Key takeaway: Commercial loans have shorter terms than what they are amortized for, which means that you’ll either need to refinance the loan at the end of the term or make a balloon payment.

Commercial loans are far more complex than conventional home loans, and there are a lot of details that confuse small business owners. To help, we’ve tried to clear up some of the biggest sources of confusion for borrowers. Here are the answers to some of the most common questions:

The minimum down payment required for most commercial loans is typically 25% of the property purchase price (not including closing costs). However, down payments may be lower – as low as 15% if you use mezzanine financing in addition to a property loan, or 10% if you use an SBA loan.

Commercial real estate loans typically do not last longer than five or 10 years. However, loan amortizations can often be much longer – up to 25 years. While this means that loan payments are much lower than if they had to be fully paid off in five or 10 years, it also means the borrowers will be left with a balance that’s due at the end of their loan term, at which time borrowers will have to refinance that balance or pay it off in a lump sum.

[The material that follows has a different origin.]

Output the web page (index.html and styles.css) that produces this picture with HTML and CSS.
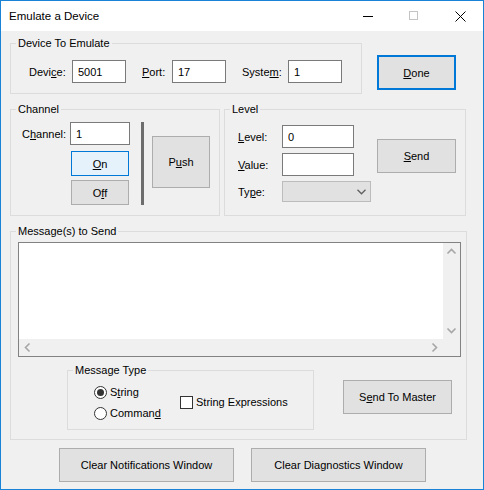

Technically, funds issued through the SBA’s 7(a) program can be used for real estate (to buy, build, renovate or expand). However, these loans are not designed for that purpose – for example, they aren’t collateralized by real estate. As a result, these loans are typically more expensive than other loan options, including SBA 504 loans.

Typically, qualifying for an SBA loan requires a minimum credit score of 660. For SBA 504 loans, the minimum is usually 680.

Another thing to be aware of with SBA loans is that the Small Business Administration is not intended to be a first-choice lender but rather a lender of last resort. Before applying for a loan from the SBA, you should seek financing from other lenders.

Key takeaway: If you are unable to qualify for a bank term loan, you may be able to apply for an SBA loan. Even though it may have a lower down-payment requirement, the SBA is a last-resort lender.